Toutefois, la Chine possède plusieurs atouts dans sa manche :
L'objectif économique de la Chine est désormais celui d'une "croissance de haute qualité", notamment via la technologie et l'innovation, l'égalité des revenus (prospérité commune), la sauvegarde de la stabilité financière, le renforcement de la sécurité nationale et la transition verte. Cet objectif multiple suppose une implication stratégique de l'Etat et une plus grande tolérance à l'égard d'une croissance faible. Pour autant, les mécanismes de marché doivent continuer de fonctionner. Aucune politique visant à soutenir directement la demande, ni aucune mesure d'assouplissement supplémentaire dans le secteur de l'immobilier, n'ont été annoncées.
Ces cinq dernières années, les indices boursiers chinois ont délivré des résultats décevants. L'indice MSCI China a reculé de -20% et les principales actions échangées à Shangaï et Shenzhen, regroupées dans le CSI 300, n'ont progressé que de +8%. L'Euro Stoxx et le S&P 500 américain s'arrogeaient respectivement +20% et +60% sur cette période. Même au sein des actions émergentes, la Chine a sous-performé (cf. Fig. 11).
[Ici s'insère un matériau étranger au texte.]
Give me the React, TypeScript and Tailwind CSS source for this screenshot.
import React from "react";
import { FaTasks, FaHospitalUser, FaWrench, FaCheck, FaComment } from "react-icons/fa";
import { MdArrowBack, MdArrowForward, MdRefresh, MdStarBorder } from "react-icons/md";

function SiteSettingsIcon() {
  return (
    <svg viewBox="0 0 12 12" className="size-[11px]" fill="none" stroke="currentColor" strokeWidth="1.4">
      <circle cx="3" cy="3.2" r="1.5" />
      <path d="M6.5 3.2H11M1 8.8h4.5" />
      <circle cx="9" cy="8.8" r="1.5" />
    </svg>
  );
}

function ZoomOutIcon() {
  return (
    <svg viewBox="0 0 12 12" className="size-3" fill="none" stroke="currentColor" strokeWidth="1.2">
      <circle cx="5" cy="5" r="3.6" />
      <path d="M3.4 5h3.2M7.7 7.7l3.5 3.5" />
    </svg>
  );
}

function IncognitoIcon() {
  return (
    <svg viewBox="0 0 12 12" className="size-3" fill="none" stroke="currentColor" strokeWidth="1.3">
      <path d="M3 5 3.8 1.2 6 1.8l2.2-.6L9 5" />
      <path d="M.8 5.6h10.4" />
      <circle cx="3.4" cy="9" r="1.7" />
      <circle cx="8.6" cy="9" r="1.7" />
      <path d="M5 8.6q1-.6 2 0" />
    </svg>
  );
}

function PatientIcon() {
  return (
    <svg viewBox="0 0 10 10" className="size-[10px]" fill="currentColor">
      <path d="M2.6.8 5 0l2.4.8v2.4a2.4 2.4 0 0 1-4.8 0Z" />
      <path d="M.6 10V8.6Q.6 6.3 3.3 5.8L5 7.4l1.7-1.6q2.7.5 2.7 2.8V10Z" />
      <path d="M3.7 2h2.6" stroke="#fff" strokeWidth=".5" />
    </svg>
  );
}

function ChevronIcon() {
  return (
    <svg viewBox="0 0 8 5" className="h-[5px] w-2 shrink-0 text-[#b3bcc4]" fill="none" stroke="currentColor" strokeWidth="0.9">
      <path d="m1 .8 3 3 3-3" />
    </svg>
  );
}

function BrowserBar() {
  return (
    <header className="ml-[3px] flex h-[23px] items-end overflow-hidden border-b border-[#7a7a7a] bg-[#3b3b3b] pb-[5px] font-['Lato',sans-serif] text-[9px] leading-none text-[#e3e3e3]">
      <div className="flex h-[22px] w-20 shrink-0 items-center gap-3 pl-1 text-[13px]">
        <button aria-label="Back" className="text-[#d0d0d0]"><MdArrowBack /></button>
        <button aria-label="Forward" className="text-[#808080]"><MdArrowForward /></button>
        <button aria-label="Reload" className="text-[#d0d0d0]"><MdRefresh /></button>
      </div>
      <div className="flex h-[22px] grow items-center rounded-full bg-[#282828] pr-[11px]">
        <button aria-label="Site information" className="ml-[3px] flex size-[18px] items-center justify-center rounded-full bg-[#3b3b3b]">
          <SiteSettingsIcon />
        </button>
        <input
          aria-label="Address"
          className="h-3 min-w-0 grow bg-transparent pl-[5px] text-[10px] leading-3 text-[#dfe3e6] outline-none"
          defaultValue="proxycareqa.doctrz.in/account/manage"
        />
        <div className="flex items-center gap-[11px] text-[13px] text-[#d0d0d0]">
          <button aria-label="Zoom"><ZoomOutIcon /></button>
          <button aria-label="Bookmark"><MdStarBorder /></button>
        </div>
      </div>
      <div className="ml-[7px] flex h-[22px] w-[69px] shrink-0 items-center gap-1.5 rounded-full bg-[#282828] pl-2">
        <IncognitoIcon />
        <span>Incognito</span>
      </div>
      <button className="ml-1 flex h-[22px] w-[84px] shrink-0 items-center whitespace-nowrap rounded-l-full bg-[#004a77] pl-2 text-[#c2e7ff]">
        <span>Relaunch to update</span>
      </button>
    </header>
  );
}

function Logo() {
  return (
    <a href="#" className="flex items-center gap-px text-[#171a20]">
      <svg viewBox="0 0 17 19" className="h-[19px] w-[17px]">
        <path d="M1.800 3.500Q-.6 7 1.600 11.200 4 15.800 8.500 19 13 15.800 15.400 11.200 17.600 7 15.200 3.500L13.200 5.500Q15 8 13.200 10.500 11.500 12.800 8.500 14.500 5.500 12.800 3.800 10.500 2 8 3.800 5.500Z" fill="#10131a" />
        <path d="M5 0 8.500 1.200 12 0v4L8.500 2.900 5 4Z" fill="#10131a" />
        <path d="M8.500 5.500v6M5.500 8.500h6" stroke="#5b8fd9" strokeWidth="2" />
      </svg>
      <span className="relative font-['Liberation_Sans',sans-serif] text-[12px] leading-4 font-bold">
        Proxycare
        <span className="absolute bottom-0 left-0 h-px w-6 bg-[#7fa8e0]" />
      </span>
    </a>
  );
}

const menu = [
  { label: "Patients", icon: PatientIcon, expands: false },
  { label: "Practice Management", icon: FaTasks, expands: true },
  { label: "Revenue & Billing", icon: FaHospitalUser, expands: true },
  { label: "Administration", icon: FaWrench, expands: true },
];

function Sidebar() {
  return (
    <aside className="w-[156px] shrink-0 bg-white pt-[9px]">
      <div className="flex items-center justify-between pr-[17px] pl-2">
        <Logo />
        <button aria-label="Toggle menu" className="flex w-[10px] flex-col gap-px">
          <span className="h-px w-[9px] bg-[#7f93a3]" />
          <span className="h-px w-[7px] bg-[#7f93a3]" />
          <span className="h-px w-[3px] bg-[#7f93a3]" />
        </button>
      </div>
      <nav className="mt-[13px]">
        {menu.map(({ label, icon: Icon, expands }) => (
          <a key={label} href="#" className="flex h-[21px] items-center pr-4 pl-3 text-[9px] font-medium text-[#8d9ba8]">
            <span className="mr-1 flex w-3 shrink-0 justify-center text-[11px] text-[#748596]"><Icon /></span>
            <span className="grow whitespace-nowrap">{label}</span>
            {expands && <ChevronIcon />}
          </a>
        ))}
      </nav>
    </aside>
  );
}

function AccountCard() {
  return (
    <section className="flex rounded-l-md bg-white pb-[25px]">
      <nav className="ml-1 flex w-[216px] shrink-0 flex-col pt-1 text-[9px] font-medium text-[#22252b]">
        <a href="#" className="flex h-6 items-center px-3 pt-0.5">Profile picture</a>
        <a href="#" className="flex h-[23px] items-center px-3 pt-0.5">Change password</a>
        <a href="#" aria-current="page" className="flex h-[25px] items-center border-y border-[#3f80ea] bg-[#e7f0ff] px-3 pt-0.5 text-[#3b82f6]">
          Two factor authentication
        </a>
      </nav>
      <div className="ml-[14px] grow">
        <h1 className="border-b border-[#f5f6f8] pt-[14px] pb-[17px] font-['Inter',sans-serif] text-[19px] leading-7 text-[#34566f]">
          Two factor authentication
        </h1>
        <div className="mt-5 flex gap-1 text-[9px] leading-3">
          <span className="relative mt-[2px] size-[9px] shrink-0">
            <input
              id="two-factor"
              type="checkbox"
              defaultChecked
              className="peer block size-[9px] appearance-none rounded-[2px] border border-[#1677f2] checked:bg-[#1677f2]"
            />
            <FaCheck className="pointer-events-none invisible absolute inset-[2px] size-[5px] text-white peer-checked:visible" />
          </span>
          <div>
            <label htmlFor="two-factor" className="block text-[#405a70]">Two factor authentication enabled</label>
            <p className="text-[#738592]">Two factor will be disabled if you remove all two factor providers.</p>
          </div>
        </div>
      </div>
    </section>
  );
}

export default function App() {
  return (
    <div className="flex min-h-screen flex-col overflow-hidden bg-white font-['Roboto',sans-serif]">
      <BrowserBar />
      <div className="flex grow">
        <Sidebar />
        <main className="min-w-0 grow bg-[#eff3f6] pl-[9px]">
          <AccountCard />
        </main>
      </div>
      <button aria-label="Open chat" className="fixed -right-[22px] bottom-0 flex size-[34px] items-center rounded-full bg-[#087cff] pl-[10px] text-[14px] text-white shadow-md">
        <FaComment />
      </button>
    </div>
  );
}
Dans un premier temps, la politique zéro covid et les mesures réglementaires restrictives permettaient d'expliquer la contre-performance des actions chinoises. Alors que ces deux facteurs semblaient révolus, le nouveau recul des cinq derniers mois (cf. Graphique de la semaine) a fini par dissuader les investisseurs les plus patients. Désormais, seuls ceux qui ont des objectifs à long terme ou qui allouent un poids minimal à la Chine de manière stratégique sont encore investis. Selon les dernières données disponibles, les actions ont enregistré des entrées marginales aux mois de mai et juin, après un mois d'avril dans le rouge. Paradoxalement, cet asséchement des flux de capitaux est en réalité une excellente nouvelle pour l'avenir, car cela signifie qu'il n'y a presque plus de vendeurs. Les cours du premier marché émergent au monde devraient donc se stabiliser, ouvrant la voie à un rebond vigoureux à la moindre bonne nouvelle.
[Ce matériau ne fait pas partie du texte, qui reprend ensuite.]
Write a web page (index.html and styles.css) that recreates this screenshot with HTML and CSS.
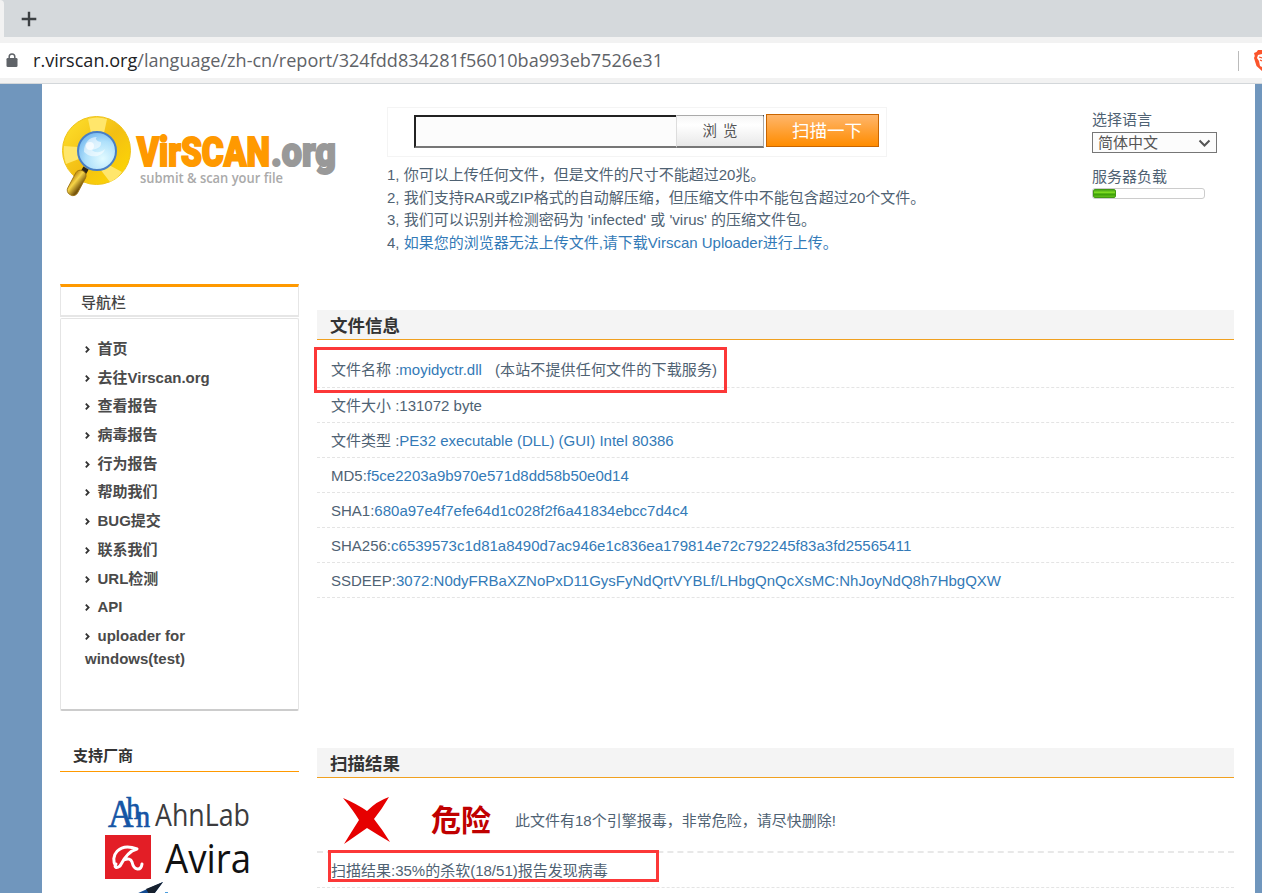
FILE: index.html
```html
<!DOCTYPE html>
<html lang="zh-CN">
<head>
<meta charset="utf-8">
<title>VirSCAN.org</title>
<link rel="stylesheet" href="styles.css">
</head>
<body>
<svg width="0" height="0" class="defs"><symbol id="chev" viewBox="0 0 5 7"><path d="M.8.7 3.600 3.500.8 6.300" fill="none" stroke="#333" stroke-width="1.800"/></symbol></svg>
<div class="tabstrip"><div class="tab-edge"></div><svg class="plus" width="16" height="16" viewBox="0 0 16 16"><path d="M8 .7v14.600M.7 8h14.600" stroke="#3c4043" stroke-width="2.400"/></svg></div>
<div class="toolbar">
  <div class="address">
    <svg class="lock" width="12" height="15" viewBox="0 0 12 15"><rect x=".5" y="5" width="11" height="9" rx="1.3" fill="#5f6368"/><path d="M3.2 6V3.8a2.8 2.8 0 0 1 5.6 0V6" fill="none" stroke="#5f6368" stroke-width="1.5"/></svg>
    <svg class="url" width="640" height="34"><text x="0" y="23" textLength="630" lengthAdjust="spacingAndGlyphs"><tspan fill="#202124">r.virscan.org</tspan><tspan fill="#5f6368">/language/zh-cn/report/324fdd834281f56010ba993eb7526e31</tspan></text></svg>
    <div class="divider"></div>
    <svg class="shield" width="9" height="24" viewBox="0 0 9 24"><path d="M9 1H5L3.500 3 1 4l.8 3L1 9l2.500 8L9 22z" fill="#fb542b"/><path d="M9 5 5 6 4 9l2 3 1 5 2 1z" fill="#fff"/><path d="M6 8l3 1M7 11l2 1" stroke="#fb542b" stroke-width="1.3"/></svg>
  </div>
</div>
<div class="page">
  <div class="sheet">
    <header class="header">
      <svg class="logo" width="290" height="94" viewBox="0 0 290 94">
        <defs>
          <linearGradient id="ring" x2="1" y2="1"><stop offset="0" stop-color="#ffe32e"/><stop offset=".5" stop-color="#f3bf14"/><stop offset="1" stop-color="#ffdb00"/></linearGradient>
          <radialGradient id="lens" cx=".65" cy=".7" r=".75"><stop offset="0" stop-color="#e2fbff"/><stop offset=".6" stop-color="#aee0fb"/><stop offset="1" stop-color="#75b8ee"/></radialGradient>
          <linearGradient id="grip" x2="1" y2=".5"><stop offset="0" stop-color="#b57d0c"/><stop offset=".45" stop-color="#f7d548"/><stop offset="1" stop-color="#76540c"/></linearGradient>
        </defs>
        <circle cx="40.500" cy="43.500" r="34" fill="url(#ring)" stroke="#efc319" stroke-width="1"/>
        <path d="M32 12q9-3 19 0l-3 14H35zM8 39l14 1 1 12-13 5q-3-9-2-18zM53 58l13 7q-5 7-12 10l-10-13z" fill="#ffe66b"/>
        <path d="m30 61-5 9" stroke="#2a2418" stroke-width="6"/>
        <circle cx="41" cy="44" r="19" fill="url(#lens)" stroke="#4a7fc4" stroke-width="2"/>
        <path d="M28 45c0-9 5-15 13-15-3 2 1 5 4 5 1 5-4 7-9 8 4 4 10 2 13-1-2 7-11 9-17 6z" fill="#fff" opacity=".55"/>
        <circle cx="34" cy="39" r="4" fill="#fff" opacity=".7"/>
        <rect x="-5.500" y="0" width="11" height="27" rx="5" transform="translate(27 64) rotate(28)" fill="url(#grip)" stroke="#9a7110" stroke-width=".8"/>
        <text class="brand brand-main" x="81" y="59" textLength="133" lengthAdjust="spacingAndGlyphs">VirSCAN</text>
        <text class="brand brand-org" x="215" y="59" textLength="65" lengthAdjust="spacingAndGlyphs">.org</text>
        <text class="brand-sub" x="84" y="76" textLength="143" lengthAdjust="spacingAndGlyphs">submit &amp; scan your file</text>
      </svg>
      <div class="upload">
        <div class="upload-box">
          <div class="file"><div class="browse">浏 览</div></div>
          <div class="scan">扫描一下</div>
        </div>
        <ol class="tips">
          <li>1, 你可以上传任何文件，但是文件的尺寸不能超过20兆。</li>
          <li>2, 我们支持RAR或ZIP格式的自动解压缩，但压缩文件中不能包含超过20个文件。</li>
          <li>3, 我们可以识别并检测密码为 'infected' 或 'virus' 的压缩文件包。</li>
          <li>4, <a>如果您的浏览器无法上传文件,请下载Virscan Uploader进行上传。</a></li>
        </ol>
      </div>
      <div class="tools">
        <div class="label">选择语言</div>
        <div class="select">简体中文<svg width="13" height="8" viewBox="0 0 13 8"><path d="m1.500 1.500 5 5 5-5" fill="none" stroke="#555" stroke-width="2"/></svg></div>
        <div class="label load">服务器负载</div>
        <div class="meter"><div class="meter-fill"></div></div>
      </div>
    </header>
    <div class="columns">
      <aside class="side">
        <div class="nav-title">导航栏</div>
        <ul class="nav">
          <li><svg><use href="#chev"/></svg>首页</li>
          <li><svg><use href="#chev"/></svg>去往Virscan.org</li>
          <li><svg><use href="#chev"/></svg>查看报告</li>
          <li><svg><use href="#chev"/></svg>病毒报告</li>
          <li><svg><use href="#chev"/></svg>行为报告</li>
          <li><svg><use href="#chev"/></svg>帮助我们</li>
          <li><svg><use href="#chev"/></svg>BUG提交</li>
          <li><svg><use href="#chev"/></svg>联系我们</li>
          <li><svg><use href="#chev"/></svg>URL检测</li>
          <li><svg><use href="#chev"/></svg>API</li>
          <li><svg><use href="#chev"/></svg>uploader for<br>windows(test)</li>
        </ul>
        <div class="vendors-title">支持厂商</div>
        <svg class="vendors" width="160" height="101" viewBox="0 0 160 101">
          <text class="ahn-mark" x="8" y="33.500" textLength="42" lengthAdjust="spacingAndGlyphs"><tspan font-size="39">A</tspan><tspan font-size="31" dx="-8" dy="-8">h</tspan><tspan font-size="31" dx="-5" dy="8">n</tspan></text>
          <text class="vendor-name" x="55" y="33" textLength="95" lengthAdjust="spacingAndGlyphs" font-size="31" fill="#3c3c3e">AhnLab</text>
          <rect x="5" y="42" width="46" height="44" fill="#e31e26"/>
          <path d="M16 74C9 63 19 49 37 56 29 58 24 65 20 73 16 76 14 74 16 71M24 67C28 65 31 66 32 69 34 78 41 78 42 71" fill="none" stroke="#fff" stroke-width="3" stroke-linecap="round" stroke-linejoin="round"/>
          <text class="vendor-name" x="65" y="79.500" textLength="86" lengthAdjust="spacingAndGlyphs" font-size="41" fill="#111">Avira</text>
          <path d="M36 101 63 89l-9 12z" fill="#124b92"/><path d="m46 96 17-7-9 12h-5z" fill="#16202e"/><path d="M65 101v-2h3v2z" fill="#4c9ddd"/>
        </svg>
      </aside>
      <main class="main">
        <h2>文件信息</h2>
        <div class="rows">
          <div class="row first">文件名称 :<a>moyidyctr.dll</a><span class="note">(本站不提供任何文件的下载服务)</span><div class="mark mark-name"></div></div>
          <div class="row">文件大小 :131072 byte</div>
          <div class="row">文件类型 :<a>PE32 executable (DLL) (GUI) Intel 80386</a></div>
          <div class="row">MD5:<a>f5ce2203a9b970e571d8dd58b50e0d14</a></div>
          <div class="row">SHA1:<a>680a97e4f7efe64d1c028f2f6a41834ebcc7d4c4</a></div>
          <div class="row">SHA256:<a>c6539573c1d81a8490d7ac946e1c836ea179814e72c792245f83a3fd25565411</a></div>
          <div class="row">SSDEEP:<a>3072:N0dyFRBaXZNoPxD11GysFyNdQrtVYBLf/LHbgQnQcXsMC:NhJoyNdQ8h7HbgQXW</a></div>
        </div>
        <h2>扫描结果</h2>
        <div class="verdict">
          <svg width="48" height="46" viewBox="0 0 48 46"><path d="M0 1Q14 7 24 14 34 4 46 0 39 12 31 22 39 32 47 45 35 38 24 31 14 38 1 47 9 34 16 23 10 13 0 1z" fill="#e60000"/></svg>
          <strong>危险</strong>
          <span>此文件有18个引擎报毒，非常危险，请尽快删除!</span>
        </div>
        <div class="row">扫描结果:35%的杀软(18/51)报告发现病毒<div class="mark mark-summary"></div></div>
      </main>
    </div>
  </div>
</div>
</body>
</html>
```
FILE: styles.css
```css
* { box-sizing: border-box; }
body { margin: 0; width: 1262px; height: 893px; overflow: hidden; background: #fff; color: #4f6273; font: 15px/23px "Liberation Sans", Arial, "Noto Sans CJK SC", sans-serif; }
a { color: #337ab7; }
svg { display: block; flex: none; overflow: visible; }
.defs { position: absolute; }
.tabstrip { height: 37px; display: flex; background: #d5d9dc; }
.tab-edge { width: 4px; background: #f2f2f2; border-top-right-radius: 4px; }
.plus { margin: 11px 0 0 17px; }
.toolbar { height: 47px; padding: 6px 0 5px; background: #f2f2f2; border-bottom: 1px solid #d3d7da; }
.address { height: 35px; display: flex; align-items: center; background: #fff; }
.lock { margin-left: 6px; }
.url { margin-left: 15px; font: 18.500px "Open Sans", "Noto Sans", sans-serif; }
.divider { width: 1px; height: 20px; margin-left: 565px; background: #bbb; }
.shield { margin-left: 14px; }
.page { height: 809px; padding: 0 7px 0 42px; background: #7096bd; }
.sheet { height: 809px; background: #fff; overflow: hidden; }
.header { height: 200px; display: flex; padding-top: 23px; }
.logo { margin: 0 0 0 14px; }
.brand { font: 900 41px Roboto, "Open Sans", sans-serif; stroke-width: 2px; }
.brand-main { fill: #f90; stroke: #f90; }
.brand-org { fill: #999; stroke: #999; }
.brand-sub { font: 600 15px "Open Sans", sans-serif; fill: #aaa; }
.upload { width: 560px; margin-left: 41px; }
.upload-box { width: 500px; height: 50px; display: flex; padding: 6px 0 0 26px; border: 1px solid #f4f4f4; }
.file { width: 350px; height: 33px; margin-top: 1px; display: flex; justify-content: flex-end; background: #fcfcfc; border: 2px solid #222; border-right: 1px solid #aaa; border-bottom-color: #767676; }
.browse { width: 87px; height: 33px; margin-top: -2px; border-top: 1px solid #aaa; border-bottom: 2px solid #777; border-left: 1px solid #ddd; background: linear-gradient(#f6f6f6, #fff 30%, #e8e8e8); text-align: center; line-height: 31px; font-size: 14.500px; word-spacing: 2px; color: #555; }
.scan { width: 113px; height: 33px; margin-left: 2px; padding-left: 9px; border: 1px solid #c96500; background: linear-gradient(#ffb66b, #ff8c00); color: #fff; text-align: center; font-size: 17.500px; line-height: 32px; }
.tips { list-style: none; margin: 7px 0 0; padding: 0; line-height: 22.7px; white-space: nowrap; }
.tools { width: 125px; margin-left: 145px; }
.label { height: 24px; line-height: 23px; margin-top: 1px; }
.select { height: 21px; display: flex; align-items: center; justify-content: space-between; padding: 0 5px; border: 1px solid #767676; background: #fcfcfc; color: #555; line-height: 19px; }
.load { margin-top: 12px; height: 23px; }
.meter { width: 113px; height: 11px; border: 1px solid #ccc; border-radius: 3px; background: #fff; }
.meter-fill { width: 23px; height: 9px; border-radius: 2px; background: linear-gradient(#4aa51a, #7fdd22 35%, #3b9e08 60%, #62bf19); border: 1px solid #429914; }
.columns { display: flex; gap: 18px; padding-left: 18px; }
.side { width: 239px; height: 609px; }
.nav-title { height: 33px; padding-left: 20px; border: 2px solid #e6e6e6; border-width: 3px 1px 2px; border-top-color: #f90; line-height: 32px; font-weight: 500; color: #444; }
.nav { list-style: none; margin: 1px 0 0; padding: 18px 24px 0; height: 393px; border: 1px solid #e4e4e4; border-bottom: 2px solid #ccc; border-radius: 2px; color: #4a4a4a; font-weight: 700; line-height: 23px; }
.nav li { margin-bottom: 5.700px; }
.nav svg { display: inline-block; width: 5px; height: 7px; margin: 0 7.500px 0 0; vertical-align: 1px; }
.vendors-title { height: 33px; margin-top: 28px; padding-left: 13px; border-bottom: 1px solid #f90; color: #333; font-weight: 700; line-height: 33px; }
.vendors { margin: 21px 0 0 40px; overflow: hidden; }
.ahn-mark { font-family: "Liberation Serif", serif; fill: #1555a5; stroke: #1555a5; stroke-width: .7px; }
.vendor-name { font-family: "Open Sans", "Noto Sans", sans-serif; }
.main { width: 917px; padding-top: 26px; }
h2 { margin: 0; height: 30px; padding-left: 13px; background: #f4f4f4; border-bottom: 1px solid #f0a020; color: #333; font-size: 17.500px; line-height: 32px; }
.rows { height: 408px; }
.row { position: relative; height: 35px; padding-left: 14px; border-bottom: 1px dashed #e4e4e4; line-height: 35px; white-space: nowrap; }
.first { height: 48px; padding-top: 12px; }
.note { margin-left: 13px; letter-spacing: .15px; }
.mark { position: absolute; border: 3px solid #fc3838; }
.mark-name { left: -3px; top: 7px; width: 413px; height: 46px; }
.mark-summary { left: 11px; top: -3px; width: 331px; height: 32px; }
.verdict { height: 75px; display: flex; align-items: center; padding: 11px 0 0 26px; border-bottom: 2px dashed #e8e8e8; }
.verdict strong { margin-left: 40px; color: #c00000; font-size: 30px; }
.verdict span { margin-left: 24px; }
```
Sur le marché des devises, l'écart de rendements entre la Chine et les États-Unis pèse sur le Yuan. Depuis le 13 janvier, le billet vert est resté globalement stable face à ses principales contreparties comme l'euro, le franc suisse ou la livre britannique. Sur la même période, la monnaie chinoise est passée de 6.7 à 7.2 pour 1 dollar, une dépréciation de -6.8% qui a ramené le taux de change à son niveau de l'automne 2022. Toutefois, la Fed étant amenée à stopper ses hausses de taux, la pression baissière sur le yuan se fera de moins en moins sentir. Mieux encore, si le dollar s'oriente à nouveau à la baisse, alors le marché chinois en tirera mécaniquement profit (cf. Fig. 12).
En termes de valorisation, les actions chinoises se traitent à 10.8x les bénéfices, c'est-à-dire à un multiple très abordable. Une grande partie des risques sont intégrés dans les cours. À titre de comparaison, le S&P 500 américain s'échange actuellement à 22.5x les bénéfices (cf. Fig. 13).
Enfin, les gestionnaires de portefeuilles noteront que la corrélation des actions chinoises avec les indices des pays développés est très faible (cf. Graphique de la semaine), permettant d'améliorer le ratio rendement/risque du portefeuille global.
Pour accroître leur exposition aux actions chinoises, les investisseurs auront besoin de preuves concrètes, confirmant que les fondamentaux économiques s'améliorent et que les risques immobiliers, diplomatiques et réglementaires se dissipent progressivement. A ce moment-là, et probablement lorsque le dollar se dépréciera, les flux de capitaux se dirigeront naturellement vers les indices boursiers chinois car ils sont très bon marché et apportent de la décorrélation.